Die junge Ärztin Jenny Davin (Adèle Haenel) hatte ihre Praxis bereits geschlossen, als eine junge Frau klingelt. Sie öffnet nicht und erfährt am nächsten Tag, dass man ihre Leiche gefunden hat. Bedenken und Gewissensbisse veranlassen Jenny zu recherchieren. Und obwohl sie anfangs auf eine Mauer des Schweigens trifft, eröffnen sich ihr immer weitere Kontakte. Es bilden sich um den Plot mehrere konzentrische Kreise, die erkennen lassen, dass man sich kennt und dass das Mädchen nicht so unbekannt war, wie es der Titel verspricht. Der Zuschauer wird nur mit sehr sparsamen Informationen versorgt: an der Tür klingelte eine Farbige junge Frau. Jenny trifft über ihre Patienten auf einige Leute, die sie kannten. Ein Sozialdrama, das von einem Unfalltod losgetreten wird. Es geht vorrangig nicht so sehr um Mördersuche oder Aufklärungsarbeit, sondern um ein tragisches Aufeinandertreffen von meistens abseits des Mainstreams agierender Zufälle. Im Halbdunkel von Illegalität und Immigration reichen die Wellen, die dieser Fall aufwirft bis zur eigenen Verwandtschaft.

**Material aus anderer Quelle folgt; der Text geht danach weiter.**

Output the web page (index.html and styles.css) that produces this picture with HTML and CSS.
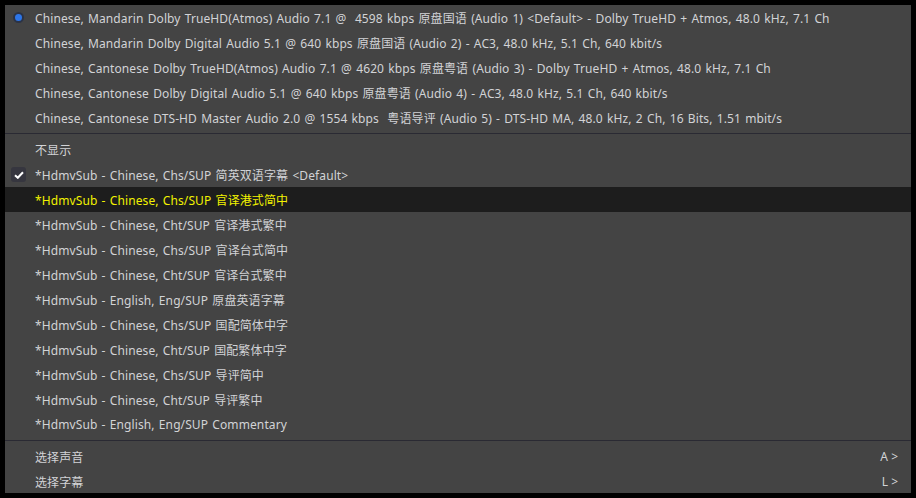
FILE: index.html
```html
<!DOCTYPE html>
<html lang="zh-CN">
<head>
  <meta charset="UTF-8">
  <title>音轨菜单</title>
  <link rel="stylesheet" href="styles.css">
</head>
<body>
  <div class="menu">
    <!-- 音轨 -->
    <div class="item"><span class="mark"><span class="radio"></span></span><span class="label">Chinese, Mandarin Dolby TrueHD(Atmos) Audio 7.1 @&nbsp; 4598 kbps 原盘国语 (Audio 1) &lt;Default&gt; - Dolby TrueHD + Atmos, 48.0 kHz, 7.1 Ch</span></div>
    <div class="item"><span class="mark"></span><span class="label">Chinese, Mandarin Dolby Digital Audio 5.1 @ 640 kbps 原盘国语 (Audio 2) - AC3, 48.0 kHz, 5.1 Ch, 640 kbit/s</span></div>
    <div class="item"><span class="mark"></span><span class="label">Chinese, Cantonese Dolby TrueHD(Atmos) Audio 7.1 @ 4620 kbps 原盘粤语 (Audio 3) - Dolby TrueHD + Atmos, 48.0 kHz, 7.1 Ch</span></div>
    <div class="item"><span class="mark"></span><span class="label">Chinese, Cantonese Dolby Digital Audio 5.1 @ 640 kbps 原盘粤语 (Audio 4) - AC3, 48.0 kHz, 5.1 Ch, 640 kbit/s</span></div>
    <div class="item"><span class="mark"></span><span class="label">Chinese, Cantonese DTS-HD Master Audio 2.0 @ 1554 kbps&nbsp; 粤语导评 (Audio 5) - DTS-HD MA, 48.0 kHz, 2 Ch, 16 Bits, 1.51 mbit/s</span></div>
    <div class="sep"></div>
    <!-- 字幕 -->
    <div class="item"><span class="mark"></span><span class="label">不显示</span></div>
    <div class="item"><span class="mark"><span class="check"><svg width="10" height="8" viewBox="0 0 10 8"><path d="M1 4.2 L3.8 6.8 L9 1.2" fill="none" stroke="#fff" stroke-width="2"/></svg></span></span><span class="label">*HdmvSub - Chinese, Chs/SUP 简英双语字幕 &lt;Default&gt;</span></div>
    <div class="item hover"><span class="mark"></span><span class="label">*HdmvSub - Chinese, Chs/SUP 官译港式简中</span></div>
    <div class="item"><span class="mark"></span><span class="label">*HdmvSub - Chinese, Cht/SUP 官译港式繁中</span></div>
    <div class="item"><span class="mark"></span><span class="label">*HdmvSub - Chinese, Chs/SUP 官译台式简中</span></div>
    <div class="item"><span class="mark"></span><span class="label">*HdmvSub - Chinese, Cht/SUP 官译台式繁中</span></div>
    <div class="item"><span class="mark"></span><span class="label">*HdmvSub - English, Eng/SUP 原盘英语字幕</span></div>
    <div class="item"><span class="mark"></span><span class="label">*HdmvSub - Chinese, Chs/SUP 国配简体中字</span></div>
    <div class="item"><span class="mark"></span><span class="label">*HdmvSub - Chinese, Cht/SUP 国配繁体中字</span></div>
    <div class="item"><span class="mark"></span><span class="label">*HdmvSub - Chinese, Chs/SUP 导评简中</span></div>
    <div class="item"><span class="mark"></span><span class="label">*HdmvSub - Chinese, Cht/SUP 导评繁中</span></div>
    <div class="item"><span class="mark"></span><span class="label">*HdmvSub - English, Eng/SUP Commentary</span></div>
    <div class="sep"></div>
    <div class="item"><span class="mark"></span><span class="label">选择声音</span><span class="key">A &gt;</span></div>
    <div class="item"><span class="mark"></span><span class="label">选择字幕</span><span class="key">L &gt;</span></div>
  </div>
</body>
</html>
```
FILE: styles.css
```css
* {
  margin: 0;
  padding: 0;
  box-sizing: border-box;
}

body {
  background-color: #000;
  width: 916px;
  height: 498px;
  padding: 5px;
  font-family: "Noto Sans", "Noto Sans CJK SC", sans-serif;
  font-size: 12px;
  color: #d2d3d6;
  overflow: hidden;
}

.menu {
  width: 906px;
  height: 488px;
  background-color: #444;
}

.item {
  display: flex;
  align-items: center;
  height: 25px;
  white-space: nowrap;
}

.item.hover {
  background-color: #1d1d1d;
  color: #f2f200;
}

.mark {
  width: 27px;
  margin-right: 3px;
  display: flex;
  justify-content: center;
  align-items: center;
}

.label {
  flex: 1;
  word-spacing: 1px;
  letter-spacing: 0.1px;
}

.key {
  padding-right: 13px;
}

.radio {
  width: 11px;
  height: 11px;
  border-radius: 50%;
  background-color: #2d76e8;
  border: 2px solid #2b3346;
}

.check {
  width: 15px;
  height: 15px;
  border-radius: 3px;
  background-color: #36363f;
  display: flex;
  justify-content: center;
  align-items: center;
}

.sep {
  height: 7px;
  display: flex;
  align-items: center;
}

.sep::before {
  content: "";
  flex: 1;
  height: 1px;
  background-color: #2a2a33;
}
```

Nur gelegentlich flackert latente Gewalt auf. Bei einem morphinabhängigen Vater (Jérémie Renier) etwa oder beim Verleiher von Campinganlagen (Olivier Gourmet). Komischerweise ist fast jeder bemüht, die Identität und den Namen des Mädchens geheim zu halten. Erst ganz am Ende erfahren wir sogar von zwei Namen des unbekannten Mädchens.

Bernd Dötzer · 19.04.2017

Habe den Film im Kino gesehen. Es ist kein Krimi und kein wirkliches Drama der Gefühle, eher ein dokumentarisch-authentisch wirkender Blick in das Leben einer jungen Ärztin, eingesetzt in einem Problem-Viertel, mit den dafür auf sie zukommenden Konflikten. Adèle Haenel meistert die Rolle glaubwürdig. Ihre Fangemeinde hierzulande hat mit diesem Film eine weitere, noch relativ seltene Gelegenheit, sie in einer deutschen Veröffentlichung in einer Hauptrolle agieren zu sehen.